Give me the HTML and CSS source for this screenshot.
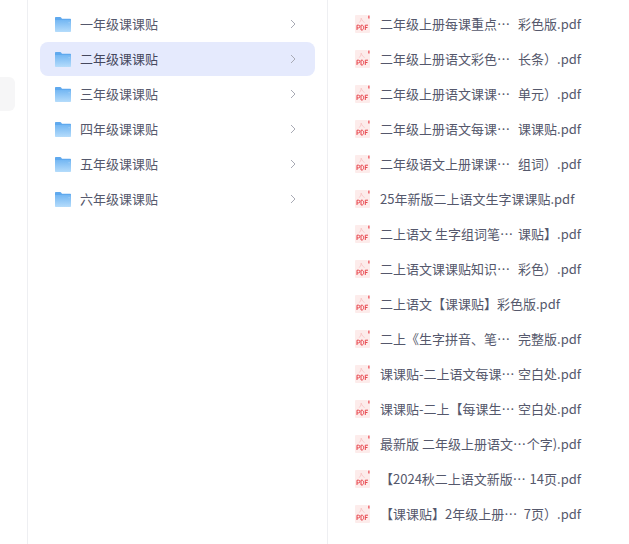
FILE: index.html
```html
<!DOCTYPE html>
<html lang="zh-CN">
<head>
<meta charset="utf-8">
<title>课课贴</title>
<link rel="stylesheet" href="styles.css">
</head>
<body>
<svg class="defs" width="0" height="0" aria-hidden="true">
  <defs>
    <linearGradient id="fg" x1="0" y1="0" x2="0" y2="1"><stop offset="0" stop-color="#74b7f3"/><stop offset="1" stop-color="#b5dcfb"/></linearGradient>
    <symbol id="folder" viewBox="0 0 16 15">
      <path d="M0 1C0 .4.400 0 1 0h4.200c.4 0 .7.200.9.500L7 1.800h8c.6 0 1 .4 1 1V5H0z" fill="#5fa9ee"/>
      <path d="M0 3h15c.6 0 1 .4 1 1v10c0 .6-.4 1-1 1H1c-.6 0-1-.4-1-1z" fill="url(#fg)"/>
      <rect x="13.500" y="5" width="1.300" height="1.300" fill="#9ccbf5"/>
    </symbol>
    <symbol id="pdf" viewBox="0 0 15 18">
      <path d="M1 0h11l3 3v14a1 1 0 0 1-1 1H1a1 1 0 0 1-1-1V1a1 1 0 0 1 1-1z" fill="#fdeceb"/>
      <path d="M13.300 .5h1.200v3h-1.200z" fill="#e9434a"/>
      <path d="M6.200 3.200c.6 2 1.600 3.400 3.400 4.200M6.200 3.200c-.2 2-.8 3.300-2 4.400" stroke="#f6bcbc" stroke-width=".8" fill="none"/>
      <path d="M2 15v-4.800h1.500a1.300 1.300 0 0 1 0 2.700H2M6 10.200V15h.9c1.200 0 1.700-1 1.700-2.400s-.5-2.400-1.700-2.400zM10.300 15v-4.800h2.700M10.300 12.500h2.200" stroke="#e8474e" stroke-width="1" fill="none"/>
    </symbol>
  </defs>
</svg>
<div class="page">
  <aside class="rail"><div class="rail-card"></div></aside>
  <nav class="grades">
    <div class="grade"><svg class="folder"><use href="#folder"/></svg><span class="grade-name">一年级课课贴</span><svg class="chev" viewBox="0 0 6 10"><path d="M1 1l4 4-4 4"/></svg></div>
    <div class="grade active"><svg class="folder"><use href="#folder"/></svg><span class="grade-name">二年级课课贴</span><svg class="chev" viewBox="0 0 6 10"><path d="M1 1l4 4-4 4"/></svg></div>
    <div class="grade"><svg class="folder"><use href="#folder"/></svg><span class="grade-name">三年级课课贴</span><svg class="chev" viewBox="0 0 6 10"><path d="M1 1l4 4-4 4"/></svg></div>
    <div class="grade"><svg class="folder"><use href="#folder"/></svg><span class="grade-name">四年级课课贴</span><svg class="chev" viewBox="0 0 6 10"><path d="M1 1l4 4-4 4"/></svg></div>
    <div class="grade"><svg class="folder"><use href="#folder"/></svg><span class="grade-name">五年级课课贴</span><svg class="chev" viewBox="0 0 6 10"><path d="M1 1l4 4-4 4"/></svg></div>
    <div class="grade"><svg class="folder"><use href="#folder"/></svg><span class="grade-name">六年级课课贴</span><svg class="chev" viewBox="0 0 6 10"><path d="M1 1l4 4-4 4"/></svg></div>
  </nav>
  <main class="files">
    <div class="file"><svg class="pdf"><use href="#pdf"/></svg><div class="name"><span>二年级上册每课重点…</span><span>彩色版.pdf</span></div></div>
    <div class="file"><svg class="pdf"><use href="#pdf"/></svg><div class="name"><span>二年级上册语文彩色…</span><span>长条）.pdf</span></div></div>
    <div class="file"><svg class="pdf"><use href="#pdf"/></svg><div class="name"><span>二年级上册语文课课…</span><span>单元）.pdf</span></div></div>
    <div class="file"><svg class="pdf"><use href="#pdf"/></svg><div class="name"><span>二年级上册语文每课…</span><span>课课贴.pdf</span></div></div>
    <div class="file"><svg class="pdf"><use href="#pdf"/></svg><div class="name"><span>二年级语文上册课课…</span><span>组词）.pdf</span></div></div>
    <div class="file"><svg class="pdf"><use href="#pdf"/></svg><div class="name"><span>25年新版二上语文生字课课贴.pdf</span></div></div>
    <div class="file"><svg class="pdf"><use href="#pdf"/></svg><div class="name"><span>二上语文 生字组词笔…</span><span>课贴】.pdf</span></div></div>
    <div class="file"><svg class="pdf"><use href="#pdf"/></svg><div class="name"><span>二上语文课课贴知识…</span><span>彩色）.pdf</span></div></div>
    <div class="file"><svg class="pdf"><use href="#pdf"/></svg><div class="name"><span>二上语文【课课贴】彩色版.pdf</span></div></div>
    <div class="file"><svg class="pdf"><use href="#pdf"/></svg><div class="name"><span>二上《生字拼音、笔…</span><span>完整版.pdf</span></div></div>
    <div class="file"><svg class="pdf"><use href="#pdf"/></svg><div class="name"><span>课课贴-二上语文每课…</span><span>空白处.pdf</span></div></div>
    <div class="file"><svg class="pdf"><use href="#pdf"/></svg><div class="name"><span>课课贴-二上【每课生…</span><span>空白处.pdf</span></div></div>
    <div class="file"><svg class="pdf"><use href="#pdf"/></svg><div class="name"><span>最新版 二年级上册语文…</span><span>个字).pdf</span></div></div>
    <div class="file"><svg class="pdf"><use href="#pdf"/></svg><div class="name"><span>【2024秋二上语文新版…</span><span>14页.pdf</span></div></div>
    <div class="file"><svg class="pdf"><use href="#pdf"/></svg><div class="name"><span>【课课贴】2年级上册…</span><span>7页）.pdf</span></div></div>
  </main>
</div>
</body>
</html>
```
FILE: styles.css
```css
* { box-sizing: border-box; }
html, body { margin: 0; height: 100%; background: #fff; overflow: hidden; }
body { font-family: "Noto Sans CJK SC", "Noto Sans", sans-serif; font-size: 13px; color: #55586c; }
.defs { display: block; height: 0; width: 0; }
.page { display: flex; height: 544px; width: 629px; }
.rail { width: 28px; flex: none; padding-top: 77px; border-right: 1px solid #eeeff2; }
.rail-card { width: 15px; height: 34px; background: #f6f6f7; border-radius: 0 6px 6px 0; }
.grades { width: 300px; flex: none; padding: 7px 12px 0; border-right: 1px solid #eeeff2; display: flex; flex-direction: column; gap: 1px; }
.grade { display: flex; align-items: center; height: 34px; padding: 0 19px 0 15px; border-radius: 8px; }
.grade.active { background: #e5eafd; color: #45485e; }
.folder { width: 16px; height: 15px; flex: none; margin-right: 9px; }
.grade-name { flex: 1; padding-bottom: 2px; }
.chev { width: 6px; height: 10px; flex: none; fill: none; stroke: #a9abb5; stroke-width: 1; }
.files { flex: 1; padding: 6px 48px 0 27px; }
.file { display: flex; align-items: center; height: 35px; }
.pdf { width: 15px; height: 18px; flex: none; margin-right: 10px; }
.name { flex: 1; display: flex; justify-content: space-between; white-space: nowrap; }
```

========================

Directions for this task:
Repeat the data exactly, excluding the pictures.

Written response:
Give me the HTML and CSS source for this screenshot.
FILE: index.html
```html
<!DOCTYPE html>
<html lang="zh-CN">
<head>
<meta charset="utf-8">
<title>课课贴</title>
<link rel="stylesheet" href="styles.css">
</head>
<body>
<svg class="defs" width="0" height="0" aria-hidden="true">
  <defs>
    <linearGradient id="fg" x1="0" y1="0" x2="0" y2="1"><stop offset="0" stop-color="#74b7f3"/><stop offset="1" stop-color="#b5dcfb"/></linearGradient>
    <symbol id="folder" viewBox="0 0 16 15">
      <path d="M0 1C0 .4.400 0 1 0h4.200c.4 0 .7.200.9.500L7 1.800h8c.6 0 1 .4 1 1V5H0z" fill="#5fa9ee"/>
      <path d="M0 3h15c.6 0 1 .4 1 1v10c0 .6-.4 1-1 1H1c-.6 0-1-.4-1-1z" fill="url(#fg)"/>
      <rect x="13.500" y="5" width="1.300" height="1.300" fill="#9ccbf5"/>
    </symbol>
    <symbol id="pdf" viewBox="0 0 15 18">
      <path d="M1 0h11l3 3v14a1 1 0 0 1-1 1H1a1 1 0 0 1-1-1V1a1 1 0 0 1 1-1z" fill="#fdeceb"/>
      <path d="M13.300 .5h1.200v3h-1.200z" fill="#e9434a"/>
      <path d="M6.200 3.200c.6 2 1.600 3.400 3.400 4.200M6.200 3.200c-.2 2-.8 3.300-2 4.400" stroke="#f6bcbc" stroke-width=".8" fill="none"/>
      <path d="M2 15v-4.800h1.500a1.300 1.300 0 0 1 0 2.700H2M6 10.200V15h.9c1.200 0 1.700-1 1.700-2.400s-.5-2.400-1.700-2.400zM10.300 15v-4.800h2.700M10.300 12.500h2.200" stroke="#e8474e" stroke-width="1" fill="none"/>
    </symbol>
  </defs>
</svg>
<div class="page">
  <aside class="rail"><div class="rail-card"></div></aside>
  <nav class="grades">
    <div class="grade"><svg class="folder"><use href="#folder"/></svg><span class="grade-name">一年级课课贴</span><svg class="chev" viewBox="0 0 6 10"><path d="M1 1l4 4-4 4"/></svg></div>
    <div class="grade active"><svg class="folder"><use href="#folder"/></svg><span class="grade-name">二年级课课贴</span><svg class="chev" viewBox="0 0 6 10"><path d="M1 1l4 4-4 4"/></svg></div>
    <div class="grade"><svg class="folder"><use href="#folder"/></svg><span class="grade-name">三年级课课贴</span><svg class="chev" viewBox="0 0 6 10"><path d="M1 1l4 4-4 4"/></svg></div>
    <div class="grade"><svg class="folder"><use href="#folder"/></svg><span class="grade-name">四年级课课贴</span><svg class="chev" viewBox="0 0 6 10"><path d="M1 1l4 4-4 4"/></svg></div>
    <div class="grade"><svg class="folder"><use href="#folder"/></svg><span class="grade-name">五年级课课贴</span><svg class="chev" viewBox="0 0 6 10"><path d="M1 1l4 4-4 4"/></svg></div>
    <div class="grade"><svg class="folder"><use href="#folder"/></svg><span class="grade-name">六年级课课贴</span><svg class="chev" viewBox="0 0 6 10"><path d="M1 1l4 4-4 4"/></svg></div>
  </nav>
  <main class="files">
    <div class="file"><svg class="pdf"><use href="#pdf"/></svg><div class="name"><span>二年级上册每课重点…</span><span>彩色版.pdf</span></div></div>
    <div class="file"><svg class="pdf"><use href="#pdf"/></svg><div class="name"><span>二年级上册语文彩色…</span><span>长条）.pdf</span></div></div>
    <div class="file"><svg class="pdf"><use href="#pdf"/></svg><div class="name"><span>二年级上册语文课课…</span><span>单元）.pdf</span></div></div>
    <div class="file"><svg class="pdf"><use href="#pdf"/></svg><div class="name"><span>二年级上册语文每课…</span><span>课课贴.pdf</span></div></div>
    <div class="file"><svg class="pdf"><use href="#pdf"/></svg><div class="name"><span>二年级语文上册课课…</span><span>组词）.pdf</span></div></div>
    <div class="file"><svg class="pdf"><use href="#pdf"/></svg><div class="name"><span>25年新版二上语文生字课课贴.pdf</span></div></div>
    <div class="file"><svg class="pdf"><use href="#pdf"/></svg><div class="name"><span>二上语文 生字组词笔…</span><span>课贴】.pdf</span></div></div>
    <div class="file"><svg class="pdf"><use href="#pdf"/></svg><div class="name"><span>二上语文课课贴知识…</span><span>彩色）.pdf</span></div></div>
    <div class="file"><svg class="pdf"><use href="#pdf"/></svg><div class="name"><span>二上语文【课课贴】彩色版.pdf</span></div></div>
    <div class="file"><svg class="pdf"><use href="#pdf"/></svg><div class="name"><span>二上《生字拼音、笔…</span><span>完整版.pdf</span></div></div>
    <div class="file"><svg class="pdf"><use href="#pdf"/></svg><div class="name"><span>课课贴-二上语文每课…</span><span>空白处.pdf</span></div></div>
    <div class="file"><svg class="pdf"><use href="#pdf"/></svg><div class="name"><span>课课贴-二上【每课生…</span><span>空白处.pdf</span></div></div>
    <div class="file"><svg class="pdf"><use href="#pdf"/></svg><div class="name"><span>最新版 二年级上册语文…</span><span>个字).pdf</span></div></div>
    <div class="file"><svg class="pdf"><use href="#pdf"/></svg><div class="name"><span>【2024秋二上语文新版…</span><span>14页.pdf</span></div></div>
    <div class="file"><svg class="pdf"><use href="#pdf"/></svg><div class="name"><span>【课课贴】2年级上册…</span><span>7页）.pdf</span></div></div>
  </main>
</div>
</body>
</html>
```
FILE: styles.css
```css
* { box-sizing: border-box; }
html, body { margin: 0; height: 100%; background: #fff; overflow: hidden; }
body { font-family: "Noto Sans CJK SC", "Noto Sans", sans-serif; font-size: 13px; color: #55586c; }
.defs { display: block; height: 0; width: 0; }
.page { display: flex; height: 544px; width: 629px; }
.rail { width: 28px; flex: none; padding-top: 77px; border-right: 1px solid #eeeff2; }
.rail-card { width: 15px; height: 34px; background: #f6f6f7; border-radius: 0 6px 6px 0; }
.grades { width: 300px; flex: none; padding: 7px 12px 0; border-right: 1px solid #eeeff2; display: flex; flex-direction: column; gap: 1px; }
.grade { display: flex; align-items: center; height: 34px; padding: 0 19px 0 15px; border-radius: 8px; }
.grade.active { background: #e5eafd; color: #45485e; }
.folder { width: 16px; height: 15px; flex: none; margin-right: 9px; }
.grade-name { flex: 1; padding-bottom: 2px; }
.chev { width: 6px; height: 10px; flex: none; fill: none; stroke: #a9abb5; stroke-width: 1; }
.files { flex: 1; padding: 6px 48px 0 27px; }
.file { display: flex; align-items: center; height: 35px; }
.pdf { width: 15px; height: 18px; flex: none; margin-right: 10px; }
.name { flex: 1; display: flex; justify-content: space-between; white-space: nowrap; }
```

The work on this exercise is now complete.